Proses pendaftaran hak atas tanah yang panjang, rumit, dan memerlukan banyak biaya membuat para pihak yang berkepentingan akan tanahnya melakukan berbagai cara agar segera memperoleh jaminan hak atas tanah berupa sertipikat. Selain itu, kelalaian ataupun kecurangan dari para pihak termasuk BPN sebagai penyelenggara pendaftaran tanah dapat mengakibatkan timbulnya cacat hukum administrasi pada sertipikat tersebut. Akibat hukum terkait adanya sertipikat yang cacat hukum administrasi dalam konsep Hukum Administrasi adalah “dapat dibatalkan”, “batal demi hukum”, atau “batal”. Proses pembatalan sertipikat hak atas tanah tersebut dapat melalui inisiatif dari pemerintah (BPN) ataupun atas pengaduan dari masyarakat yang merasa dirugikan atas diterbitkannya sertipikat yang dimaksud. Hal semacam inilah yang sering menimbulkan sengketa yang tak sedikit menjadi konflik atau bahkan perkara di bidang pertanahan. Penyelesaian hukum yang dapat ditempuh terkait hal ini adalah dapat dilakukan melalui atau menjadi kewenangan BPN yang berbentuk inisiatif dan pengaduan. Jika penyelesaian dengan cara tersebut tidak berhasil, maka para pihak yang merasa dirugikan diupayakan sesegera mungkin untuk dilakukan mediasi.
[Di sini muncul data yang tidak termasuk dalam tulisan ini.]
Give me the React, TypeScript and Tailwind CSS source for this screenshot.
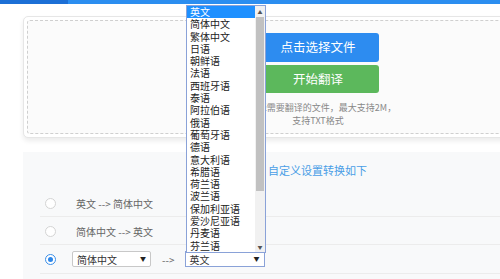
import React from 'react';

const langs = [
  '英文', '简体中文', '繁体中文', '日语', '朝鲜语', '法语', '西班牙语', '泰语', '阿拉伯语', '俄语',
  '葡萄牙语', '德语', '意大利语', '希腊语', '荷兰语', '波兰语', '保加利亚语', '爱沙尼亚语', '丹麦语', '芬兰语',
];

const font = { fontFamily: '"Noto Sans CJK SC", "Liberation Sans", sans-serif' };

const Radio = ({ checked }: { checked?: boolean }) => (
  <span
    className={`w-[11px] h-[11px] rounded-full border bg-white flex items-center justify-center shrink-0 ${
      checked ? 'border-[#3b8fe8]' : 'border-[#d4d4d4]'
    }`}
  >
    {checked && <span className="w-[5px] h-[5px] rounded-full bg-[#2d86e8]" />}
  </span>
);

const Arrow = () => <span className="text-[6px] leading-none text-[#222]">▼</span>;

const App: React.FC = () => {
  return (
    <div className="relative w-[500px] h-[279px] overflow-hidden bg-white text-[#555]" style={font}>
      {/* top bar */}
      <div className="flex h-[4px]">
        <div className="w-[68px] bg-[#1c6fd6]" />
        <div className="flex-1 bg-[#2b8ef0]" />
      </div>

      {/* upload card */}
      <div className="ml-[23px] mt-[12px] w-[600px] h-[122px] p-[3px] bg-white border border-[#e6e6e6] rounded-[5px] shadow-[0_3px_5px_rgba(0,0,0,0.08)]">
        <div className="h-full border border-dashed border-[#cfcfcf] rounded-[3px] bg-[#fbfbfb] pt-[12px] pl-[229px]">
          <div className="w-[122px] flex flex-col gap-[3px]">
            <div className="h-[29px] rounded-[3px] bg-[#2d8cf0] text-white text-[12.5px] flex items-center justify-center">
              点击选择文件
            </div>
            <div className="h-[28px] rounded-[3px] bg-[#5cb85c] text-white text-[12.5px] flex items-center justify-center">
              开始翻译
            </div>
            <div className="mt-[5px] -mx-[20px] text-[9px] leading-[13px] text-[#888] text-center whitespace-nowrap">
              <div>请选择需要翻译的文件，最大支持2M，</div>
              <div>支持TXT格式</div>
            </div>
          </div>
        </div>
      </div>

      {/* settings section */}
      <div className="ml-[23px] mt-[14px] w-[600px] h-[127px] bg-[#f8f9fa]">
        <div className="pt-[11px] pl-[245px] text-[11px] leading-[14px] text-[#4a9ee6]">自定义设置转换如下</div>
        <div className="mt-[13px] ml-[17px] text-[10px] text-[#666]">
          <div className="h-[27px] flex items-center pl-[5px] gap-[20px] border-b border-[#ececec]">
            <Radio />
            <span>英文 --&gt; 简体中文</span>
          </div>
          <div className="h-[28px] flex items-center pl-[5px] pt-[2px] gap-[20px] border-b border-[#ececec]">
            <Radio />
            <span>简体中文 --&gt; 英文</span>
          </div>
          <div className="h-[29px] flex items-center pl-[5px] border-b border-[#ececec]">
            <Radio checked />
            <div className="ml-[16px] w-[79px] h-[16px] border border-[#c8c8c8] rounded-[2px] bg-white flex items-center justify-between px-[4px] text-[#333]">
              <span>简体中文</span>
              <Arrow />
            </div>
            <span className="ml-[11px] text-[#666]">--&gt;</span>
            <div className="ml-[10px] w-[80px] h-[16px] border border-[#8aa2d8] bg-white flex items-center justify-between px-[4px] text-[#333]">
              <span>英文</span>
              <Arrow />
            </div>
          </div>
        </div>
      </div>

      {/* open dropdown list */}
      <div className="absolute left-[186px] top-[5px] w-[80px] h-[248px] border border-[#8aa2d8] bg-white flex text-[10px] text-[#222]">
        <div className="flex-1 min-w-0">
          {langs.map((l, i) => (
            <div
              key={l}
              className={`h-[12.3px] leading-[12.3px] pl-[3px] whitespace-nowrap overflow-hidden ${
                i === 0 ? 'bg-[#1e90ff] text-white' : ''
              }`}
            >
              {l}
            </div>
          ))}
        </div>
        <div className="w-[10px] bg-[#f1f1f1] flex flex-col items-center">
          <div className="h-[11px] flex items-center text-[5px] text-[#555]">▲</div>
          <div className="w-[8px] h-[174px] bg-[#c1c1c1]" />
          <div className="flex-1" />
          <div className="h-[11px] flex items-center text-[5px] text-[#555]">▼</div>
        </div>
      </div>
    </div>
  );
};

export default App;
Meskipun mediasi ini bukan kewenangan BPN karena wujud akhirnya adalah Akta Perdamaian dari Pengadilan, namun menurut penulis BPN harus mengupayakan hal tersebut sebagai wujud tanggung jawab BPN sebagai lembaga penyelenggara pendaftaran tanah. Sengketa cacat hukum administrasi pada sertipikat hak atas tanah yang tidak dapat diselesaikan melalui cara-cara sebagaimana di atas dapat berubah status menjadi perkara pertanahan yang harus diselesaikan melalui lembaga peradilan. Para pihak yang merasa dirugikan dapat menggugat keputusan berupa sertipikat tersebut melalui Pengadilan Tata Usaha Negara dengan wujud akhir pembatalan atas sertipikat tersebut jika gugatan diterima.
Saran penulis dalam tulisan skripsi ini, seharusnya masyarakat sebagai subyek yang menginginkan hak atas tanah harus lebih tertib akan hukum dan prosedur pendaftaran tanah. Selain itu, masyarakat juga harus berperan aktif dalam mengikuti perkembangan informasi seputar pendaftaran tanah. Bagi pemerintah atau BPN, hendaknya harus lebih aktif dalam melakukan pemantauan terkait sertipikat hak atas tanah yang telah dibuat serta aktif melakukan sosialisai terkait hal-hal yang berkaitan dengan pertanahan khususnya sertipikat hak atas tanah. BPN sebagai lembaga yang diberikan kewenangan dalam menyelenggarakan pendaftaran tanah seharusnya lebih profesional dalam menjalankan tugas dan fungsinya. Cacat hukum adminsitrasi pada sertipikat menunjukkan adanya cacat kerja dari pihak BPN itu sendiri.